■ **Task**:
Write out the data below in full, unchanged, minus the images.

* start Data excerpt *

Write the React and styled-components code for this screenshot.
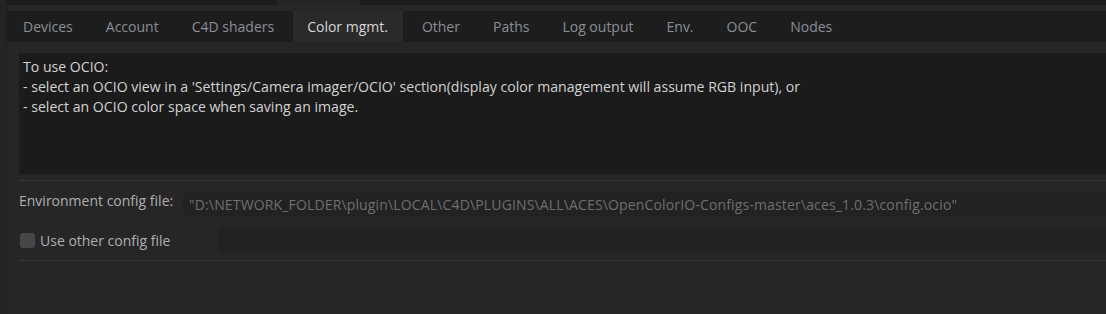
import React from "react";
import styled, { createGlobalStyle } from "styled-components";

const Global = createGlobalStyle`
  html, body { margin: 0; padding: 0; background: #262626; }
  body { font-family: "Open Sans", "Noto Sans", sans-serif; }
`;

const Frame = styled.div`
  display: flex;
  width: 1106px;
  height: 314px;
  background: #262626;
  overflow: hidden;
`;

const Gutter = styled.div`
  width: 7px;
  flex: none;
  background: #242424;
  border-right: 1px solid #1e1e1e;
  box-sizing: border-box;
`;

const Main = styled.div`
  flex: 1;
  display: flex;
  flex-direction: column;
  min-width: 0;
`;

const TopStrip = styled.div`
  display: flex;
  height: 5px;
`;

const StripSeg = styled.div`
  background: ${(p) => (p.$light ? "#252525" : "#1b1b1b")};
  width: ${(p) => (p.$w ? `${p.$w}px` : "auto")};
  flex: ${(p) => (p.$w ? "none" : "1")};
`;

const Band = styled.div`
  height: 6px;
  background: #272727;
`;

const TabBar = styled.div`
  display: flex;
  gap: 1px;
  height: 31px;
  background: #1d1d1d;
`;

const Tab = styled.div`
  display: flex;
  align-items: center;
  padding: ${(p) => (p.$active ? "0 15px 0 14px" : "0 16px")};
  margin: 0 ${(p) => (p.$active ? 2 : 0)}px;
  background: ${(p) => (p.$active ? "#2a2a2a" : "transparent")};
  color: ${(p) => (p.$active ? "#d6d6d6" : "#8b8e96")};
  font-size: 14px;
  white-space: nowrap;
`;

const Content = styled.div`
  padding: 11px 0 0 12px;
  display: flex;
  flex-direction: column;
`;

const InfoBox = styled.div`
  height: 121px;
  background: #1b1b1b;
  padding: 4px 4px;
  box-sizing: border-box;
  color: #d2d2d2;
  font-size: 14.1px;
  line-height: 20px;
`;

const Line = styled.div`
  white-space: nowrap;
`;

const Divider = styled.div`
  height: 1px;
  background: #353535;
  margin-top: ${(p) => p.$mt}px;
`;

const Row = styled.div`
  display: flex;
  align-items: ${(p) => p.$align || "center"};
  margin-top: ${(p) => p.$mt}px;
`;

const Label = styled.div`
  color: #aeaeb2;
  font-size: 14px;
  white-space: nowrap;
  width: ${(p) => p.$w}px;
  flex: none;
  line-height: 18px;
`;

const Field = styled.div`
  flex: 1;
  height: 25px;
  background: #222222;
  border-radius: 4px 0 0 4px;
  display: flex;
  align-items: center;
  padding-left: 6px;
  color: #6f6f6f;
  font-size: 14px;
  letter-spacing: 0.15px;
  white-space: nowrap;
  overflow: hidden;
`;

const Check = styled.div`
  width: 15px;
  height: 15px;
  border-radius: 3px;
  background: #474747;
  margin: 0 5px 0 1px;
  flex: none;
`;

export default function App() {
  const tabs = [
    "Devices",
    "Account",
    "C4D shaders",
    "Color mgmt.",
    "Other",
    "Paths",
    "Log output",
    "Env.",
    "OOC",
    "Nodes",
  ];
  return (
    <>
      <Global />
      <Frame>
        <Gutter />
        <Main>
          <TopStrip>
            <StripSeg $w={270} />
            <StripSeg $w={83} $light />
            <StripSeg />
          </TopStrip>
          <Band />
          <TabBar>
            {tabs.map((t) => (
              <Tab key={t} $active={t === "Color mgmt."}>
                {t}
              </Tab>
            ))}
          </TabBar>
          <Content>
            <InfoBox>
              <Line>To use OCIO:</Line>
              <Line>
                - select an OCIO view in a 'Settings/Camera imager/OCIO'
                section(display color management will assume RGB input), or
              </Line>
              <Line>- select an OCIO color space when saving an image.</Line>
            </InfoBox>
            <Divider $mt={6} />
            <Row $mt={11} $align="flex-start">
              <Label $w={164}>Environment config file:</Label>
              <Field>
                "D:\NETWORK_FOLDER\plugin\LOCAL\C4D\PLUGINS\ALL\ACES\OpenColorIO-Configs-master\aces_1.0.3\config.ocio"
              </Field>
            </Row>
            <Row $mt={11}>
              <Check />
              <Label $w={178}>Use other config file</Label>
              <Field />
            </Row>
            <Divider $mt={7} />
          </Content>
        </Main>
      </Frame>
    </>
  );
}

* end Data excerpt *

■ **Output**:
Write the React and styled-components code for this screenshot.
import React from "react";
import styled, { createGlobalStyle } from "styled-components";

const Global = createGlobalStyle`
  html, body { margin: 0; padding: 0; background: #262626; }
  body { font-family: "Open Sans", "Noto Sans", sans-serif; }
`;

const Frame = styled.div`
  display: flex;
  width: 1106px;
  height: 314px;
  background: #262626;
  overflow: hidden;
`;

const Gutter = styled.div`
  width: 7px;
  flex: none;
  background: #242424;
  border-right: 1px solid #1e1e1e;
  box-sizing: border-box;
`;

const Main = styled.div`
  flex: 1;
  display: flex;
  flex-direction: column;
  min-width: 0;
`;

const TopStrip = styled.div`
  display: flex;
  height: 5px;
`;

const StripSeg = styled.div`
  background: ${(p) => (p.$light ? "#252525" : "#1b1b1b")};
  width: ${(p) => (p.$w ? `${p.$w}px` : "auto")};
  flex: ${(p) => (p.$w ? "none" : "1")};
`;

const Band = styled.div`
  height: 6px;
  background: #272727;
`;

const TabBar = styled.div`
  display: flex;
  gap: 1px;
  height: 31px;
  background: #1d1d1d;
`;

const Tab = styled.div`
  display: flex;
  align-items: center;
  padding: ${(p) => (p.$active ? "0 15px 0 14px" : "0 16px")};
  margin: 0 ${(p) => (p.$active ? 2 : 0)}px;
  background: ${(p) => (p.$active ? "#2a2a2a" : "transparent")};
  color: ${(p) => (p.$active ? "#d6d6d6" : "#8b8e96")};
  font-size: 14px;
  white-space: nowrap;
`;

const Content = styled.div`
  padding: 11px 0 0 12px;
  display: flex;
  flex-direction: column;
`;

const InfoBox = styled.div`
  height: 121px;
  background: #1b1b1b;
  padding: 4px 4px;
  box-sizing: border-box;
  color: #d2d2d2;
  font-size: 14.1px;
  line-height: 20px;
`;

const Line = styled.div`
  white-space: nowrap;
`;

const Divider = styled.div`
  height: 1px;
  background: #353535;
  margin-top: ${(p) => p.$mt}px;
`;

const Row = styled.div`
  display: flex;
  align-items: ${(p) => p.$align || "center"};
  margin-top: ${(p) => p.$mt}px;
`;

const Label = styled.div`
  color: #aeaeb2;
  font-size: 14px;
  white-space: nowrap;
  width: ${(p) => p.$w}px;
  flex: none;
  line-height: 18px;
`;

const Field = styled.div`
  flex: 1;
  height: 25px;
  background: #222222;
  border-radius: 4px 0 0 4px;
  display: flex;
  align-items: center;
  padding-left: 6px;
  color: #6f6f6f;
  font-size: 14px;
  letter-spacing: 0.15px;
  white-space: nowrap;
  overflow: hidden;
`;

const Check = styled.div`
  width: 15px;
  height: 15px;
  border-radius: 3px;
  background: #474747;
  margin: 0 5px 0 1px;
  flex: none;
`;

export default function App() {
  const tabs = [
    "Devices",
    "Account",
    "C4D shaders",
    "Color mgmt.",
    "Other",
    "Paths",
    "Log output",
    "Env.",
    "OOC",
    "Nodes",
  ];
  return (
    <>
      <Global />
      <Frame>
        <Gutter />
        <Main>
          <TopStrip>
            <StripSeg $w={270} />
            <StripSeg $w={83} $light />
            <StripSeg />
          </TopStrip>
          <Band />
          <TabBar>
            {tabs.map((t) => (
              <Tab key={t} $active={t === "Color mgmt."}>
                {t}
              </Tab>
            ))}
          </TabBar>
          <Content>
            <InfoBox>
              <Line>To use OCIO:</Line>
              <Line>
                - select an OCIO view in a 'Settings/Camera imager/OCIO'
                section(display color management will assume RGB input), or
              </Line>
              <Line>- select an OCIO color space when saving an image.</Line>
            </InfoBox>
            <Divider $mt={6} />
            <Row $mt={11} $align="flex-start">
              <Label $w={164}>Environment config file:</Label>
              <Field>
                "D:\NETWORK_FOLDER\plugin\LOCAL\C4D\PLUGINS\ALL\ACES\OpenColorIO-Configs-master\aces_1.0.3\config.ocio"
              </Field>
            </Row>
            <Row $mt={11}>
              <Check />
              <Label $w={178}>Use other config file</Label>
              <Field />
            </Row>
            <Divider $mt={7} />
          </Content>
        </Main>
      </Frame>
    </>
  );
}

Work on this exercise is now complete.